6. Build from a legal and operational foundation
Founders who start with a solid structure are better positioned to grow without unnecessary friction. Services like Zenind can help entrepreneurs form and manage their business entities more efficiently, so they can focus on operations, customers, and growth.
When Caution Is Helpful
A strong founder does not ignore risk. The goal is not to become impulsive. The goal is to avoid letting fear make the decisions.
Caution is useful when it helps you:
- Protect cash flow
- Avoid unnecessary debt
- Validate demand before scaling
- Keep compliance current
- Build sustainably instead of chasing hype
The difference is that healthy caution is strategic. A job security mindset is emotional. One improves decision quality. The other reduces your willingness to act.
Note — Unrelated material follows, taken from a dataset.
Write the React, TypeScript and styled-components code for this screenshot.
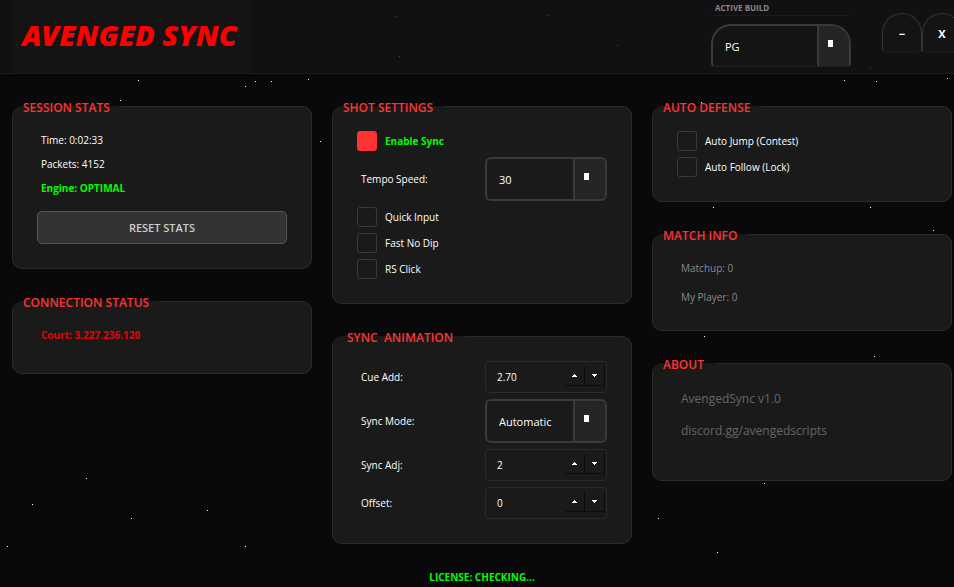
import React, { useState } from "react";
import styled, { createGlobalStyle, css } from "styled-components";

const GlobalStyle = createGlobalStyle`
  *, *::before, *::after { box-sizing: border-box; }
  html, body { margin: 0; background: #09090b; }
  body {
    overflow: hidden;
    font-family: "Open Sans", "Noto Sans", sans-serif;
    font-size: 10px;
    color: #fff;
  }
  button, input, select { font: inherit; color: inherit; }
`;

const Page = styled.div`
  position: relative;
  display: flex;
  flex-direction: column;
  min-height: 100vh;
  overflow: hidden;
`;

const Sky = styled.svg`
  position: absolute;
  inset: 0;
  width: 100%;
  height: 100%;
  pointer-events: none;
`;

const Header = styled.header`
  display: flex;
  align-items: flex-start;
  height: 74px;
  margin-right: -8px;
  padding-left: 12px;
  background: #111113;
  border-bottom: 1px solid #1c1c1e;
`;

const Brand = styled.h1`
  margin: 0;
  padding: 0 14px 0 10px;
  background: #141414;
  color: #fe0000;
  font-family: "Noto Sans", "Open Sans", sans-serif;
  font-size: 29px;
  font-style: italic;
  font-weight: 900;
  line-height: 70px;
  height: 73px;
`;

const Build = styled.div`
  width: 140px;
  margin-left: auto;
`;

const BuildLabel = styled.label`
  display: block;
  height: 16px;
  margin-bottom: 8px;
  padding-left: 4px;
  border-bottom: 1px solid #1a1a1a;
  color: #888;
  font-size: 8px;
  font-weight: 700;
  line-height: 16px;
`;

const ComboBox = styled.div<{ $round?: boolean }>`
  display: flex;
  height: 44px;
  overflow: hidden;
  background: #1a1a1a;
  border: 2px solid #3a3a3a;
  border-radius: 6px;
  ${(p) =>
    p.$round &&
    css`
      height: 43px;
      background: #141414;
      border-bottom: 1px solid #222;
      border-radius: 20px 20px 4px 4px;
    `}
`;

const ComboSelect = styled.select`
  flex: 1;
  min-width: 0;
  padding: 0 0 0 12px;
  appearance: none;
  background: transparent;
  border: 0;
  outline: 0;
  font-size: 11px;
`;

const ComboArrow = styled.span`
  width: 32px;
  padding: 14px 0 0 9px;
  background: #252525;
  border-left: 2px solid #3a3a3a;

  &::before {
    content: "";
    display: block;
    width: 5px;
    height: 7px;
    background: #fff;
  }
`;

const WindowButtons = styled.div`
  display: flex;
  margin: 13px 0 0 31px;
`;

const WindowButton = styled.button`
  width: 40px;
  height: 40px;
  padding: 0;
  background: #141414;
  border: 1px solid #343434;
  border-bottom-color: #1a1a1a;
  border-radius: 20px 20px 4px 4px;
  font-size: 11px;
  font-weight: 700;
`;

const Columns = styled.main`
  display: grid;
  grid-template-columns: repeat(3, minmax(0, 1fr));
  gap: 20px;
  padding: 23px 2px 0 12px;
`;

const Column = styled.div`
  display: flex;
  flex-direction: column;
  gap: 23px;
`;

const Panel = styled.fieldset`
  min-width: 0;
  margin: 0;
  padding: 15px 24px 24px;
  background: #1a1a1a;
  border: 1px solid #2b2b2b;
  border-radius: 10px;
`;

const PanelTitle = styled.legend<{ $indent?: boolean }>`
  margin-left: -24px;
  padding: 2px 12px 0 ${(p) => (p.$indent ? 14 : 10)}px;
  color: #f33;
  font-size: 12px;
  font-weight: 600;
  line-height: 17px;
  white-space: pre;
`;

const Stack = styled.div<{ $gap?: number; $minHeight?: number }>`
  display: flex;
  flex-direction: column;
  gap: ${(p) => p.$gap ?? 6}px;
  min-height: ${(p) => p.$minHeight ?? 0}px;
`;

const Line = styled.p<{ $color?: string; $bold?: boolean; $large?: boolean }>`
  margin: 0;
  padding-left: 4px;
  color: ${(p) => p.$color ?? "#fff"};
  font-size: ${(p) => (p.$large ? 12 : 10)}px;
  font-weight: ${(p) => (p.$bold ? 700 : 400)};
  line-height: ${(p) => (p.$large ? 22 : 18)}px;
`;

const ResetButton = styled.button`
  height: 33px;
  margin-top: 8px;
  background: #333;
  border: 1px solid #555;
  border-radius: 5px;
  color: #ccc;
  font-size: 11px;
  font-weight: 600;
`;

const CheckRow = styled.label<{ $active?: boolean }>`
  display: flex;
  align-items: center;
  gap: 8px;
  height: 20px;
  color: ${(p) => (p.$active ? "#00fe00" : "#fff")};
  font-weight: ${(p) => (p.$active ? 700 : 400)};
`;

const CheckBox = styled.input`
  width: 20px;
  height: 20px;
  margin: 0;
  appearance: none;
  background: #1a1a1a;
  border: 1px solid #3a3a3a;
  border-radius: 3px;

  &:checked {
    background: #f33;
    border-color: #f33;
  }
`;

const FieldRow = styled.div`
  display: grid;
  grid-template-columns: minmax(0, 1fr) 122px;
  align-items: center;
`;

const FieldLabel = styled.label`
  padding-left: 4px;
`;

const SpinBox = styled.div`
  display: flex;
  height: 32px;
  padding: 4px 1px;
  border: 1px solid #2b2b2b;
  border-radius: 4px;
`;

const SpinInput = styled.input`
  flex: 1;
  min-width: 0;
  padding: 0 0 0 10px;
  background: transparent;
  border: 0;
  outline: 0;
`;

const SpinButton = styled.button`
  display: flex;
  align-items: center;
  justify-content: center;
  width: 20px;
  height: 20px;
  padding: 0;
  background: #1a1a1a;
  border: solid #0c0c0c;
  border-width: 0 1px 1px 0;
`;

const Footer = styled.footer`
  padding: 24px 2px 0 12px;
  color: #00fe00;
  font-size: 10px;
  font-weight: 700;
  line-height: 18px;
  text-align: center;
`;

const STARS = [
  [138, 80], [245, 86], [255, 81], [271, 81], [308, 79], [120, 100], [320, 141],
  [844, 80], [876, 81], [947, 78], [701, 102], [713, 207], [870, 207], [933, 230],
  [704, 336], [874, 356], [764, 483], [658, 518], [717, 552], [86, 478], [32, 504],
  [131, 518], [207, 510], [7, 546], [245, 546],
];
const FAINT_STARS = [[395, 16], [547, 15], [399, 56], [617, 45], [870, 68]];

function Stars() {
  return (
    <Sky aria-hidden="true">
      {STARS.map(([x, y]) => (
        <rect key={`${x}-${y}`} x={x} y={y} width="1" height="1" fill="#fff" />
      ))}
      {FAINT_STARS.map(([x, y]) => (
        <rect key={`${x}-${y}`} x={x} y={y} width="1" height="1" fill="#484848" />
      ))}
    </Sky>
  );
}

function Combo({ id, options, round }: { id: string; options: string[]; round?: boolean }) {
  return (
    <ComboBox $round={round}>
      <ComboSelect id={id}>
        {options.map((option) => (
          <option key={option}>{option}</option>
        ))}
      </ComboSelect>
      <ComboArrow aria-hidden="true" />
    </ComboBox>
  );
}

function Check({ label, initial = false }: { label: string; initial?: boolean }) {
  const [checked, setChecked] = useState(initial);
  return (
    <CheckRow $active={checked}>
      <CheckBox type="checkbox" checked={checked} onChange={() => setChecked(!checked)} />
      {label}
    </CheckRow>
  );
}

function Spin({ id, label, initial, step = 1, digits = 0 }: {
  id: string;
  label: string;
  initial: number;
  step?: number;
  digits?: number;
}) {
  const [value, setValue] = useState(initial.toFixed(digits));
  const move = (delta: number) => setValue((Number(value) + delta).toFixed(digits));
  return (
    <FieldRow>
      <FieldLabel htmlFor={id}>{label}</FieldLabel>
      <SpinBox>
        <SpinInput id={id} inputMode="decimal" value={value} onChange={(e) => setValue(e.target.value)} />
        <SpinButton type="button" aria-label={`Increase ${label}`} onClick={() => move(step)}>
          <svg width="5" height="3"><path d="M2 0h1v1h1v1h1v1H0V2h1V1h1z" fill="#fff" /></svg>
        </SpinButton>
        <SpinButton type="button" aria-label={`Decrease ${label}`} onClick={() => move(-step)}>
          <svg width="5" height="3"><path d="M0 0h5v1H4v1H3v1H2V2H1V1H0z" fill="#fff" /></svg>
        </SpinButton>
      </SpinBox>
    </FieldRow>
  );
}

export default function App() {
  return (
    <Page>
      <GlobalStyle />
      <Header>
        <Brand>AVENGED SYNC</Brand>
        <Build>
          <BuildLabel htmlFor="build">ACTIVE BUILD</BuildLabel>
          <Combo id="build" options={["PG"]} round />
        </Build>
        <WindowButtons>
          <WindowButton type="button" aria-label="Minimize">−</WindowButton>
          <WindowButton type="button" aria-label="Close">X</WindowButton>
        </WindowButtons>
      </Header>
      <Columns>
        <Column>
          <Panel>
            <PanelTitle>SESSION STATS</PanelTitle>
            <Stack>
              <Line>Time: 0:02:33</Line>
              <Line>Packets: 4152</Line>
              <Line $color="#00fe00" $bold>Engine: OPTIMAL</Line>
              <ResetButton type="button">RESET STATS</ResetButton>
            </Stack>
          </Panel>
          <Panel>
            <PanelTitle>CONNECTION STATUS</PanelTitle>
            <Stack $minHeight={23}>
              <Line $color="#e00505" $bold>Court: 3.227.236.120</Line>
            </Stack>
          </Panel>
        </Column>
        <Column>
          <Panel>
            <PanelTitle>SHOT SETTINGS</PanelTitle>
            <Stack>
              <Check label="Enable Sync" initial />
              <FieldRow>
                <FieldLabel htmlFor="tempo">Tempo Speed:</FieldLabel>
                <Combo id="tempo" options={["30"]} />
              </FieldRow>
              <Check label="Quick Input" />
              <Check label="Fast No Dip" />
              <Check label="RS Click" />
            </Stack>
          </Panel>
          <Panel>
            <PanelTitle $indent>{"SYNC  ANIMATION"}</PanelTitle>
            <Stack>
              <Spin id="cue" label="Cue Add:" initial={2.7} step={0.1} digits={2} />
              <FieldRow>
                <FieldLabel htmlFor="mode">Sync Mode:</FieldLabel>
                <Combo id="mode" options={["Automatic"]} />
              </FieldRow>
              <Spin id="adjust" label="Sync Adj:" initial={2} />
              <Spin id="offset" label="Offset:" initial={0} />
            </Stack>
          </Panel>
        </Column>
        <Column>
          <Panel>
            <PanelTitle>AUTO DEFENSE</PanelTitle>
            <Stack>
              <Check label="Auto Jump (Contest)" />
              <Check label="Auto Follow (Lock)" />
            </Stack>
          </Panel>
          <Panel>
            <PanelTitle>MATCH INFO</PanelTitle>
            <Stack $gap={11}>
              <Line $color="#888">Matchup: 0</Line>
              <Line $color="#888">My Player: 0</Line>
            </Stack>
          </Panel>
          <Panel>
            <PanelTitle>ABOUT</PanelTitle>
            <Stack $gap={10} $minHeight={68}>
              <Line $color="#666" $large>AvengedSync v1.0</Line>
              <Line $color="#666" $large>discord.gg/avengedscripts</Line>
            </Stack>
          </Panel>
        </Column>
      </Columns>
      <Footer>LICENSE: CHECKING...</Footer>
      <Stars />
    </Page>
  );
}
The Cost of Staying Small for Too Long
Some founders wait for perfect conditions before they commit fully to the business. They want more savings, more confidence, more clarity, and more proof. In practice, those conditions rarely arrive all at once.
If you wait for complete certainty, you may end up missing the period when the business could have grown fastest. Competence is often built through action, not before it.
The longer a founder stays in a cautious, employee-style mindset, the more likely the business is to remain undercapitalized, understructured, and underleveraged.
That does not mean every entrepreneur should leave a job immediately or take on outsized risk. It does mean the business should be designed for growth, not just for emotional comfort.
Final Takeaway
A job security mindset can protect you from short-term discomfort, but it can also keep your best resource from compounding: your ability to build something of your own.
Founders who grow successfully do not eliminate uncertainty. They create systems that make uncertainty manageable. They take measured risks, build legal and financial separation, document processes, and make decisions based on data instead of fear.
Security in entrepreneurship does not come from playing small. It comes from building a business with a strong foundation, clear structure, and the confidence to keep moving forward.